Task brief:
Restate, exactly and without pictures, the lines from the start of the listing below through the line holding "import React from".

Recorded information:
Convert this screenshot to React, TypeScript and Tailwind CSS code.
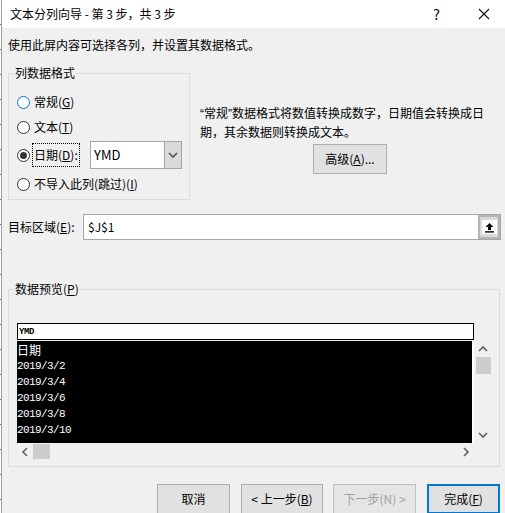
import React from "react";

const ui = "font-['Microsoft_YaHei_UI','Noto_Sans_CJK_SC',sans-serif]";
const latin = "font-['Liberation_Sans',sans-serif]";
const mono = "font-['Liberation_Mono','Noto_Sans_CJK_SC',monospace]";

function Radio({ checked = false, focus = false }: { checked?: boolean; focus?: boolean }) {
  return (
    <span
      className={`flex h-[13px] w-[13px] shrink-0 items-center justify-center rounded-full border bg-white ${
        focus ? "border-[#0078d7]" : "border-[#333333]"
      }`}
    >
      {checked && <span className="h-[7px] w-[7px] rounded-full bg-[#333333]" />}
    </span>
  );
}

function Chevron({ dir, className = "" }: { dir: "up" | "down" | "left" | "right"; className?: string }) {
  const pts: Record<string, string> = {
    up: "1,6 5,2 9,6",
    down: "1,2 5,6 9,2",
    left: "6,1 2,5 6,9",
    right: "2,1 6,5 2,9",
  };
  const vertical = dir === "up" || dir === "down";
  return (
    <svg
      width={vertical ? 10 : 8}
      height={vertical ? 8 : 10}
      viewBox={vertical ? "0 0 10 8" : "0 0 8 10"}
      className={className}
    >
      <polyline points={pts[dir]} fill="none" stroke="currentColor" strokeWidth="1.6" />
    </svg>
  );
}

function GroupBox({ title, className, children }: { title: React.ReactNode; className: string; children: React.ReactNode }) {
  return (
    <div className={`relative border border-[#dcdcdc] ${className}`}>
      <span className="absolute left-[5px] top-[-9px] bg-[#f0f0f0] px-[1px] leading-[16px]">{title}</span>
      {children}
    </div>
  );
}

function Btn({ children, className = "" }: { children: React.ReactNode; className?: string }) {
  return (
    <div className={`flex h-[30px] shrink-0 items-center justify-center leading-[16px] ${className}`}>{children}</div>
  );
}

const rows = ["2019/3/2", "2019/3/4", "2019/3/6", "2019/3/8", "2019/3/10"];

export default function App() {
  return (
    <div className={`flex h-[513px] w-[505px] overflow-hidden bg-[#f0f0f0] text-[12px] text-black ${ui}`}>
      {/* excel grid edge behind the dialog */}
      <div className="flex w-[2px] shrink-0 flex-col border-r border-[#a0a0a0] bg-white">
        {Array.from({ length: 21 }).map((_, i) => (
          <div key={i} className="flex h-[25px] shrink-0 flex-col justify-end">
            <div className="h-[1px] w-[1px] bg-[#2f7fc1]" />
          </div>
        ))}
      </div>

      <div className="flex min-w-0 flex-1 flex-col">
        {/* title bar */}
        <div className="flex h-[28px] shrink-0 items-center bg-white pl-[8px]">
          <span className="leading-[16px]">文本分列向导 - 第 3 步，共 3 步</span>
          <span className="ml-auto text-[14px] leading-[16px]">?</span>
          <svg width="12" height="12" viewBox="0 0 12 12" className="ml-[38px] mr-[15px]">
            <path d="M1 1 L11 11 M11 1 L1 11" stroke="#111" strokeWidth="1.1" />
          </svg>
        </div>

        <div className="flex flex-col pl-[6px]">
          <div className="mt-[9px] h-[16px] leading-[16px]">使用此屏内容可选择各列，并设置其数据格式。</div>

          <div className="mt-[20px] flex">
            <GroupBox title="列数据格式" className="h-[127px] w-[182px] shrink-0 pl-[8px] pt-[18px]">
              <div className="flex h-[20px] items-center">
                <Radio focus />
                <span className="ml-[4px] leading-[16px]">
                  常规(<u>G</u>)
                </span>
              </div>
              <div className="mt-[5px] flex h-[20px] items-center">
                <Radio />
                <span className="ml-[4px] leading-[16px]">
                  文本(<u>T</u>)
                </span>
              </div>
              <div className="mt-[4px] flex h-[28px] items-center">
                <Radio checked />
                <span className="ml-[2px] flex h-[24px] w-[48px] items-center border border-dotted border-black px-[1px] leading-[16px]">
                  日期(<u>D</u>):
                </span>
                <div className="ml-[10px] flex h-[28px] w-[92px] border border-[#a6a6a6] bg-white">
                  <span className="flex flex-1 items-center pl-[3px] text-[13px] leading-[16px]">YMD</span>
                  <span className="flex w-[17px] items-center justify-center border-l border-[#a6a6a6] bg-[#dadada] text-[#555]">
                    <Chevron dir="down" />
                  </span>
                </div>
              </div>
              <div className="mt-[5px] flex h-[20px] items-center">
                <Radio />
                <span className="ml-[4px] leading-[16px]">
                  不导入此列(跳过)(<u>I</u>)
                </span>
              </div>
            </GroupBox>

            <div className="ml-[10px] flex flex-col pt-[31px]">
              <div className="leading-[18px]">
                <span className={latin}>“</span>常规<span className={latin}>”</span>
                数据格式将数值转换成数字，日期值会转换成日
                <br />
                期，其余数据则转换成文本。
              </div>
              <Btn className="ml-[113px] mt-[3px] h-[29px] w-[74px] border border-[#adadad] bg-[#e1e1e1]">
                高级(<u>A</u>)...
              </Btn>
            </div>
          </div>

          <div className="mt-[14px] flex h-[26px] items-center">
            <span className="w-[75px] shrink-0 leading-[16px]">
              目标区域(<u>E</u>):
            </span>
            <div className="flex h-[26px] w-[418px] border border-[#a6a6a6] bg-white">
              <span className="flex flex-1 items-center pl-[4px] leading-[16px]">$J$1</span>
              <span className="flex w-[22px] items-center justify-center border-2 border-[#b4b4b4] bg-[#d9d9d9]">
                <span className="flex h-[14px] w-[15px] items-center justify-center bg-white">
                  <svg width="11" height="11" viewBox="0 0 11 11">
                    <path d="M5.5 1 L1.5 5 H4 V8 H7 V5 H9.5 Z" fill="#000" />
                    <rect x="1" y="9.2" width="9" height="1.4" fill="#000" />
                  </svg>
                </span>
              </span>
            </div>
          </div>

          <GroupBox
            title={
              <>
                数据预览(<u>P</u>)
              </>
            }
            className="mt-[49px] h-[178px] w-[492px] shrink-0 pl-[8px] pt-[33px]"
          >
            <div className="flex">
              <div className="flex w-[457px] flex-col">
                <div className="flex h-[17px] items-center border border-black bg-white pl-[1px]">
                  <span className={`${mono} text-[9px] font-bold leading-[10px] tracking-[-0.4px]`}>YMD</span>
                </div>
                <div
                  className={`mt-[1px] flex h-[102px] flex-col border-r-2 border-white bg-black pt-[1px] text-white ${mono}`}
                >
                  <div className={`h-[16px] ${ui} text-[12px] leading-[16px]`}>日期</div>
                  {rows.map((r) => (
                    <div key={r} className="h-[16px] text-[11px] leading-[16px] tracking-[-0.6px]">
                      {r}
                    </div>
                  ))}
                </div>
                <div className="flex h-[17px] items-center text-[#606060]">
                  <span className="flex w-[16px] justify-center">
                    <Chevron dir="left" />
                  </span>
                  <span className="h-[15px] w-[17px] bg-[#cdcdcd]" />
                  <span className="ml-auto flex w-[16px] justify-center">
                    <Chevron dir="right" />
                  </span>
                </div>
              </div>
              <div className="mt-[18px] flex h-[102px] w-[17px] flex-col items-center pl-[1px] text-[#606060]">
                <span className="flex h-[16px] items-center">
                  <Chevron dir="up" />
                </span>
                <span className="h-[17px] w-[15px] bg-[#cdcdcd]" />
                <span className="mt-auto flex h-[16px] items-center">
                  <Chevron dir="down" />
                </span>
              </div>
            </div>
          </GroupBox>

          <div className="mt-[17px] flex justify-end pr-[5px]">
            <Btn className="w-[73px] border border-[#adadad] bg-[#e1e1e1]">取消</Btn>
            <Btn className="ml-[11px] w-[82px] border border-[#adadad] bg-[#e1e1e1]">
              &lt; 上一步(<u>B</u>)
            </Btn>
            <Btn className="ml-[10px] w-[83px] border border-[#bfbfbf] bg-[#e5e5e5] text-[#a0a0a0]">下一步(N) &gt;</Btn>
            <Btn className="ml-[11px] w-[73px] border-2 border-[#0078d7] bg-[#e1e1e1]">
              完成(<u>F</u>)
            </Btn>
          </div>
        </div>
      </div>
    </div>
  );
}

Output for this exercise:
Convert this screenshot to React, TypeScript and Tailwind CSS code.
import React from "react";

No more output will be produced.